Heider, Florian, Marie Hoerova, and Cornelia Holthausen (2009), “Liquidity Hoarding and Interbank Market Spreads: The Role of Counterparty Risk”, European Banking Centre Discussion Paper 2009-11S.
1 “[...] banks in Portugal, Spain, Ireland and Greece account for about 60% of total ECB lending, in spite of those countries creating only about 18 per cent of eurozone gross domestic product” from Atkins (2010).
2 Other recent papers finding potential welfare improving effects associated with implementing an active credit policy when money markets freeze include Farhi and Tirole (2011) and Gertler and Kiyotaki (2009).
3 If you don't like the story about German scrooges and Spanish spendthrifts, you can suppose instead that Spain is an economy with better investment opportunities, at the margin, than the more developed Germany - the conclusions would be very similar.
4 In fact, unless stigma or similar self-exclusion incentives apply, deposit and lending facilities may completely crowd out borrowing and lending in the malfunctioning money market.
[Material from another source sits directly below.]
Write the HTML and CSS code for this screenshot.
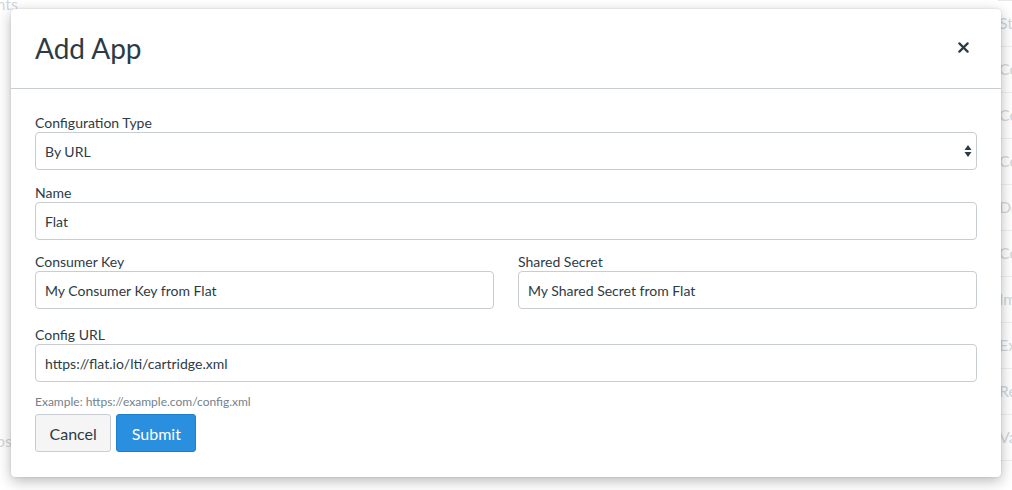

5 Central banks typically argue that the haircuts imposed on their collateralised loans are enough to protect them against potential credit losses. Yet some banks' revealed preference for central bank lending is evidence that the underlying terms are overall more advantageous than those that could be found in the market. There may be reasons, other than central banks’ assumption of some expected credit losses, that explain why this occurs. The pricing in the market may be affected by problems of adverse selection (like in Heider, Hoerova, and Holthausen, 2009) that perhaps a central bank can partly circumvent thanks to its access to confidential supervisory information about the banks. Market prices may also be too onerous due to over-reaction, panic, or incentive problems and institutional constraints at the level of the potential lending banks that imply high aversion to having dealings with a potentially problematic bank. Finally, central banks may enjoy especial collateral rights when involved in emergency liquidity assistance. Importantly, we do not need any of these additional ingredients for our results about the desirability of the described central bank policies.